Die Diskussion führten seither andere weiter, beim VfB sei die Bewertung der angeblich überharten Gangart intern kein Thema mehr gewesen, erklärte Bruno Labbadia: „Ich muss ja nur etwas thematisieren, was wirklich so war.“ Zumindest blieb diese Debatte bis zum Freitag außen vor, dann kehrte sie durch die Hintertür zurück ins Clubheim, wo der Trainer über das anstehende Bundesligaspiel bei Hannover 96 an diesem Sonntag (17.30 Uhr/Sky und Liga total) referierte und behauptete, zu diesem Thema sei „jedes weitere Wort zu viel“. Dafür fand er dann aber doch überraschend viele Worte, die alle in die Frage mündeten: „Ja, sollen wir vielleicht so spielen wie der Hamburger SV in München?“ Die Hanseaten waren vergangenen Samstag wie eine karibische Limbo-Gruppe durch die Arena des designierten deutschen Meisters getänzelt und hatten das größte Augenmerk darauf gelegt, ohne Gelbe Karte zu bleiben – was prompt gelang.

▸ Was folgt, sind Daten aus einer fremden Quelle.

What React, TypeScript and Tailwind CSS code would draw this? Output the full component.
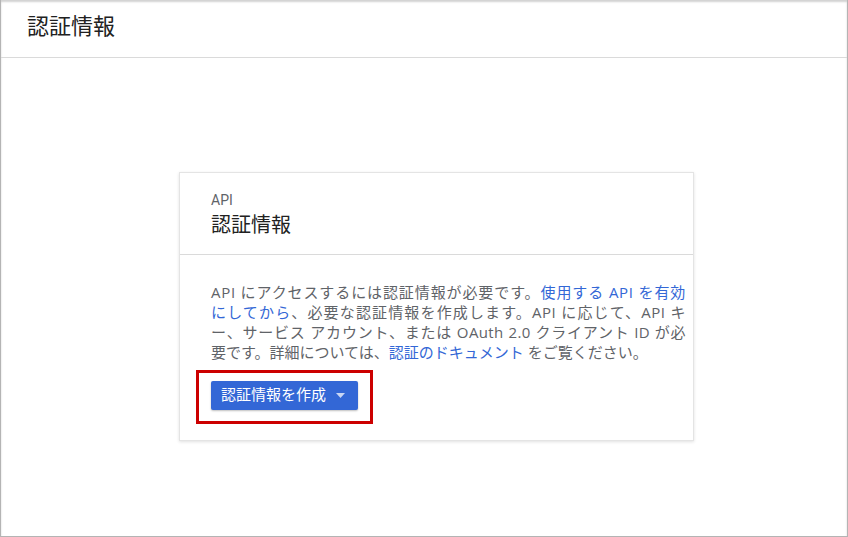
import React from "react";

export default function App() {
  const font = { fontFamily: "Roboto, 'Noto Sans CJK JP', sans-serif" };
  const bodyFont = { fontFamily: "'Open Sans', 'Noto Sans CJK JP', sans-serif" };
  const jl = "block text-justify [text-align-last:justify]";
  return (
    <div
      style={font}
      className="w-[848px] h-[537px] bg-white border-x border-b border-[#b4b4b4] shadow-[inset_0_2px_2px_rgba(0,0,0,0.18)] flex flex-col overflow-hidden"
    >
      <div className="h-[58px] shrink-0 border-b border-[#dadada] pl-[26px] flex items-center">
        <h1 className="text-[22px] leading-[28px] text-[#212121] mt-[-3px]">認証情報</h1>
      </div>
      <div className="pl-[178px] pt-[114px]">
        <div className="w-[515px] bg-white border border-[#e4e4e4] shadow-[0_1px_3px_rgba(0,0,0,0.12)]">
          <div className="px-[31px] pt-[17px] pb-[15px] border-b border-[#dadada]">
            <div className="text-[14px] leading-[20px] text-[#5f6368]">API</div>
            <div className="text-[20px] leading-[28px] text-[#212121] mt-[1px]">認証情報</div>
          </div>
          <div className="pl-[31px] pr-[6px] pt-[27px] pb-[30px]">
            <p style={bodyFont} className="w-[475px] text-[15px] leading-[20px] text-[#5f6368] whitespace-nowrap">
              <span className={`${jl} tracking-[0.7px]`}>
                API にアクセスするには認証情報が必要です。<span className="text-[#3367d6]">使用する API を有効</span>
              </span>
              <span className={`${jl} tracking-[0.5px]`}>
                <span className="text-[#3367d6]">にしてから</span>、必要な認証情報を作成します。API に応じて、API キ
              </span>
              <span className={`${jl} tracking-[0.4px]`}>ー、サービス アカウント、または OAuth 2.0 クライアント ID が必</span>
              <span className="block">
                要です。詳細については、<span className="text-[#3367d6]">認証のドキュメント</span> をご覧ください。
              </span>
            </p>
            <div className="mt-[19px] relative inline-block">
              <button className="h-[29px] pl-[10px] pr-[13px] bg-[#3367d6] text-white text-[15px] rounded-[2px] shadow-[0_1px_2px_rgba(0,0,0,0.25)] flex items-center gap-[10px]">
                <span>認証情報を作成</span>
                <svg width="9" height="5" viewBox="0 0 9 5">
                  <path d="M0 0 L9 0 L4.5 5 Z" fill="#c9d6f3" />
                </svg>
              </button>
              <div className="absolute left-[-15px] right-[-15px] top-[-11px] bottom-[-14px] border-[3px] border-[#cc0000] pointer-events-none" />
            </div>
          </div>
        </div>
      </div>
    </div>
  );
}
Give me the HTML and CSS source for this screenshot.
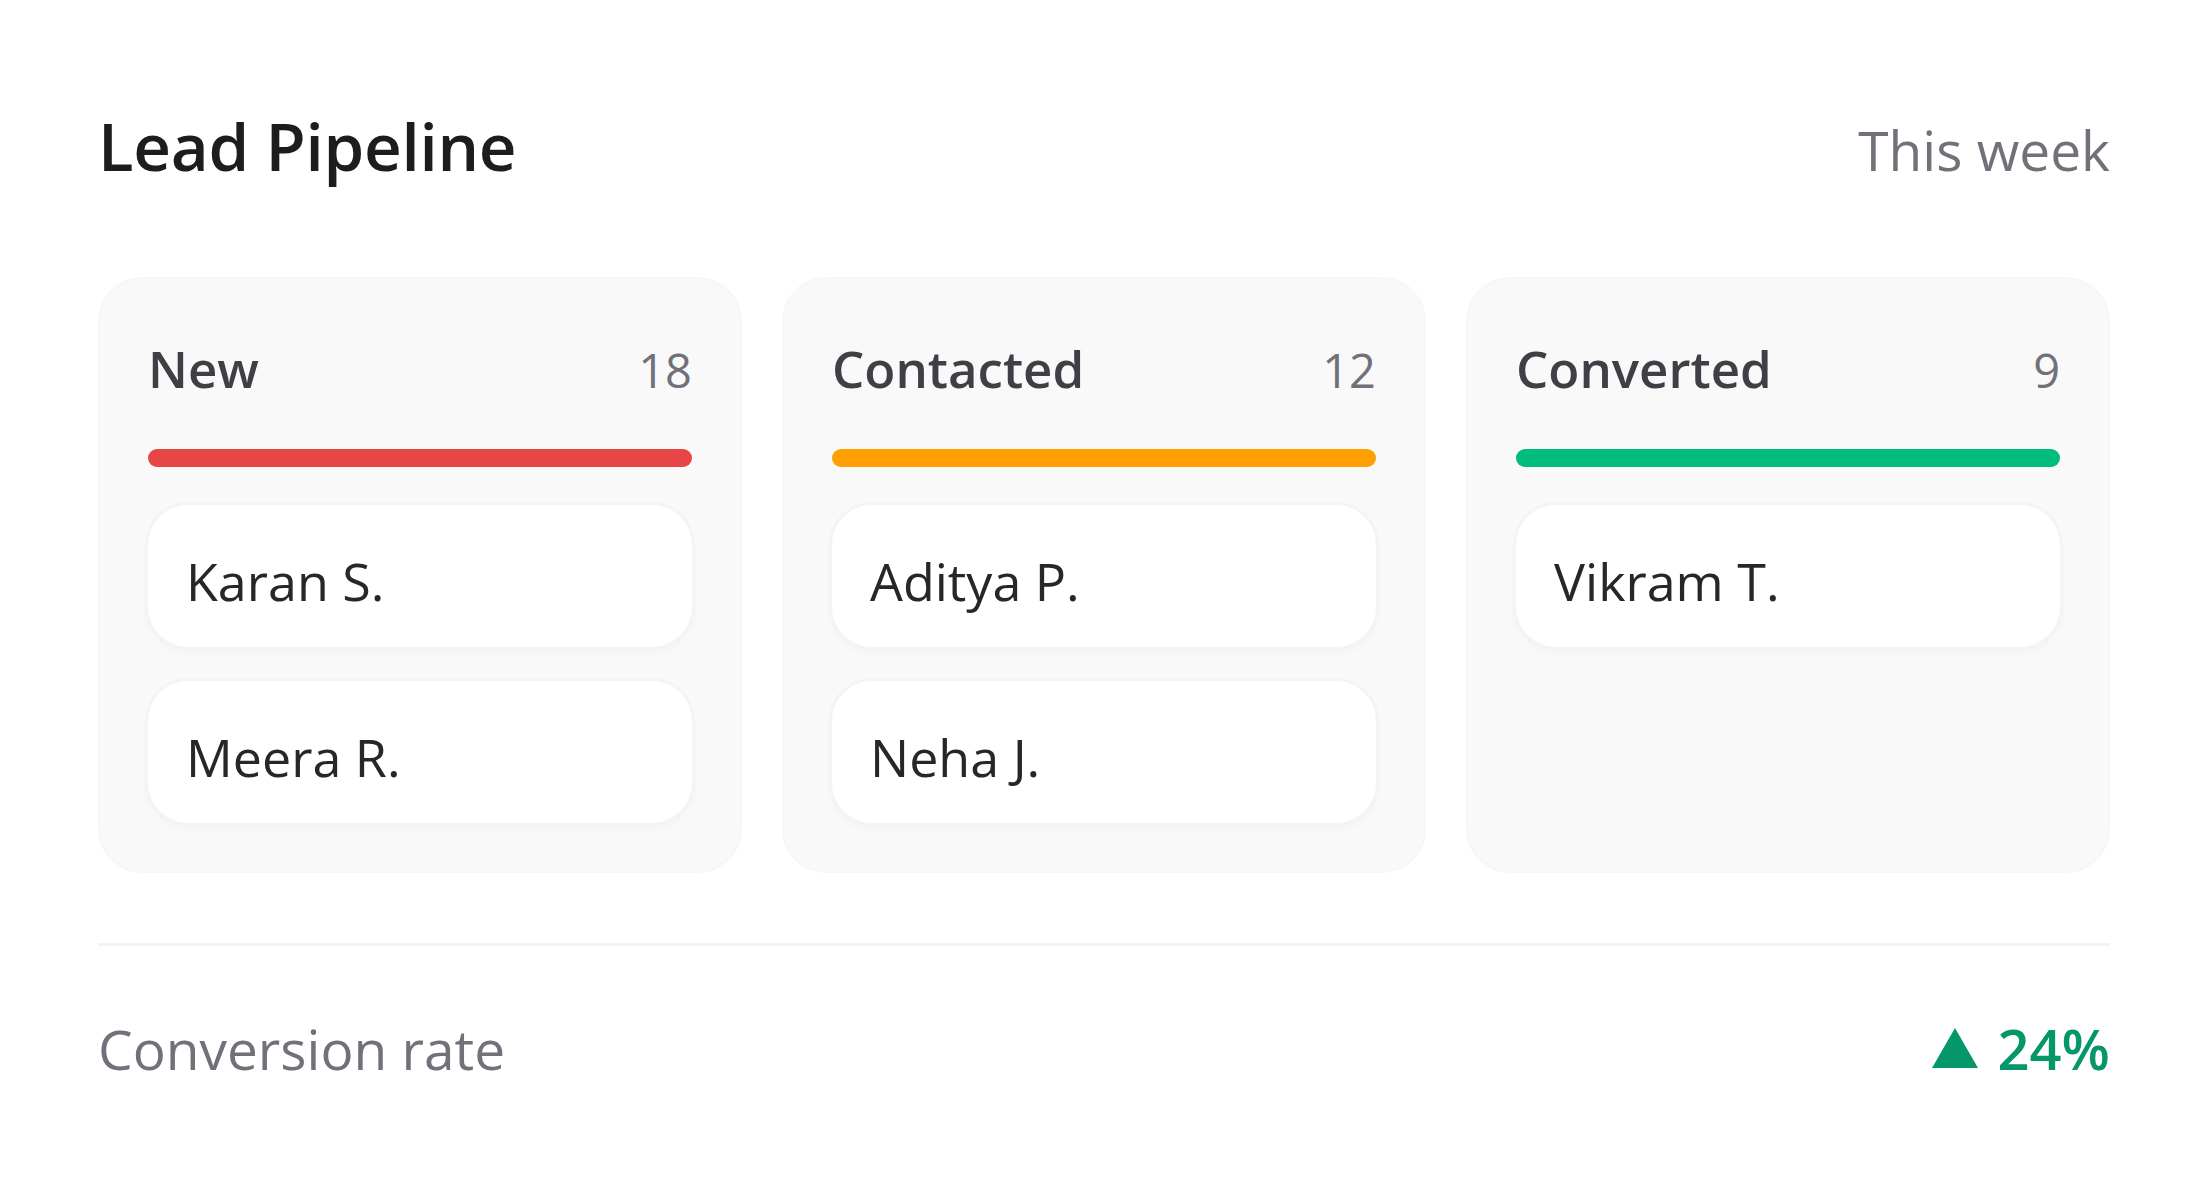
FILE: index.html
```html
<!DOCTYPE html>
<html lang="en">
<head>
<meta charset="utf-8">
<title>Lead Pipeline</title>
<link rel="stylesheet" href="styles.css">
</head>
<body>
<main class="widget">
  <header class="head">
    <h1 class="title">Lead Pipeline</h1>
    <span class="period">This week</span>
  </header>

  <section class="board">
    <div class="col">
      <div class="col-head"><span class="col-name">New</span><span class="col-count">18</span></div>
      <div class="bar bar-red"></div>
      <div class="cards">
        <div class="card">Karan S.</div>
        <div class="card">Meera R.</div>
      </div>
    </div>
    <div class="col">
      <div class="col-head"><span class="col-name">Contacted</span><span class="col-count">12</span></div>
      <div class="bar bar-orange"></div>
      <div class="cards">
        <div class="card">Aditya P.</div>
        <div class="card">Neha J.</div>
      </div>
    </div>
    <div class="col">
      <div class="col-head"><span class="col-name">Converted</span><span class="col-count">9</span></div>
      <div class="bar bar-green"></div>
      <div class="cards">
        <div class="card">Vikram T.</div>
      </div>
    </div>
  </section>

  <footer class="foot">
    <span class="foot-label">Conversion rate</span>
    <span class="foot-value"><svg class="tri" width="46" height="40" viewBox="0 0 46 40" aria-hidden="true"><path d="M23 0 L46 40 L0 40 Z" fill="#059669"/></svg><span>24%</span></span>
  </footer>
</main>
</body>
</html>
```

FILE: styles.css
```css
* { box-sizing: border-box; }

html, body {
  margin: 0;
  padding: 0;
  background: #ffffff;
}

body {
  font-family: "Open Sans", "Noto Sans", "Liberation Sans", sans-serif;
  color: #27272a;
}

.widget {
  padding: 98px 98px 60px;
}

.head {
  display: flex;
  justify-content: space-between;
  align-items: baseline;
  margin-bottom: 79px;
}

.title {
  margin: 0;
  font-size: 65.5px;
  line-height: 96px;
  font-weight: 600;
  color: #1d1d1f;
  letter-spacing: -0.3px;
}

.period {
  font-size: 55px;
  line-height: 96px;
  color: #71717a;
}

.board {
  display: grid;
  grid-template-columns: repeat(3, 1fr);
  gap: 40px;
}

.col {
  background: #f9f9f9;
  border: 2px solid #f7f7f7;
  border-radius: 44px;
  padding: 48px;
}

.col-head {
  display: flex;
  justify-content: space-between;
  align-items: baseline;
  height: 88px;
  line-height: 82px;
}

.col-name {
  font-size: 51px;
  font-weight: 600;
  color: #3f3f46;
}

.col-count {
  font-size: 47px;
  color: #71717a;
}

.bar {
  height: 18px;
  border-radius: 9px;
  margin: 34px 0 38px;
}

.bar-red { background: #e84547; }
.bar-orange { background: #ff9f00; }
.bar-green { background: #00bd7e; }

.cards {
  display: flex;
  flex-direction: column;
  gap: 34px;
}

.card {
  background: #ffffff;
  border-radius: 40px;
  padding: 38px 38px 28px;
  font-size: 52px;
  line-height: 76px;
  color: #27272a;
  box-shadow: 0 0 0 3px #f4f4f4, 0 4px 10px rgba(0, 0, 0, 0.04);
}

.foot {
  margin-top: 70px;
  border-top: 3px solid #f3f3f3;
  padding-top: 64px;
  display: flex;
  justify-content: space-between;
  align-items: baseline;
  line-height: 76px;
}

.foot-label {
  font-size: 55px;
  color: #71717a;
}

.foot-value {
  display: flex;
  align-items: baseline;
  gap: 20px;
  font-size: 56px;
  font-weight: 600;
  color: #059669;
}

.tri {
  display: block;
  align-self: center;
}
```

Allerdings hatten sie neun Eier ins österliche Nest gelegt bekommen, die keinem so recht schmecken wollten.

Hart, aber fair, lautet für den VfB das Motto

Damit ist Labbadias Frage bereits beantwortet. Nein, der VfB hat keineswegs vor, in Hannover dem HSV nachzueifern. Und ja, der VfB wird sich und seiner Spielweise gegen Dortmund treu bleiben. „Unfair ist anders“, sagte der Trainer, nachdem er sich die Begegnung per Video noch einmal angeschaut hatte, „es war ein unglaublich attraktives Spiel, das hinterher auf ein Niveau gebracht wurde, das mit Fußball nicht mehr viel zu tun hatte.“ Sein Appell: „Leute, lasst die Kirche doch bitte im Dorf.“

Hart, aber fair, lautet für den VfB das Motto. Auch wenn in Vedad Ibisevic, Christian Gentner, Arthur Boka, Gotoku Sakai und Ibrahima Traoré gleich fünf Spieler im Falle einer weiteren Verwarnung für ein Spiel gesperrt wären, fordert Labbadia „eine gewisse Konsequenz in unseren Aktionen“ – wie gegen Dortmund und zuvor in Frankfurt: „An diese Spiele müssen wir anknüpfen.“

Viel zu lange habe der VfB aufgrund seiner vielen Spiele und seiner personellen Zwänge ökonomisch spielen müssen. Das Wort „ökonomisch“ spricht Labbadia dabei so aus, als sei er angewidert, und das kommt der Wahrheit auch ziemlich nahe. „Ökonomisch zu spielen, das entspricht nicht meiner Vorstellung“, sagt er, „die geht schon dahin, dass wir Pressing spielen und den Gegner immer wieder unter Druck setzen. Und wenn zwei Mannschaften aufeinandertreffen, die Pressing spielen, gehört auch eine gewisse Härte wie gegen Dortmund dazu.“

Und nach Labbadias Geschmack auch ein Schiedsrichter wie Deniz Aytekin, der im Spiel gegen den BVB nicht jede harte Aktion abgepfiffen hatte. Da kann sich Labbadia einen Seitenhieb nicht verkneifen. „Das habe ich mir auch selber auf die Fahne geschrieben, dass ich während des Spiels nicht bei jeder Sache aufspringe, wenn mal meine Spieler gelegt werden.“ Er sagte das mit freundlichen Grüßen nach Dortmund. Jürgen Klopp wird wissen, wen er gemeint hat.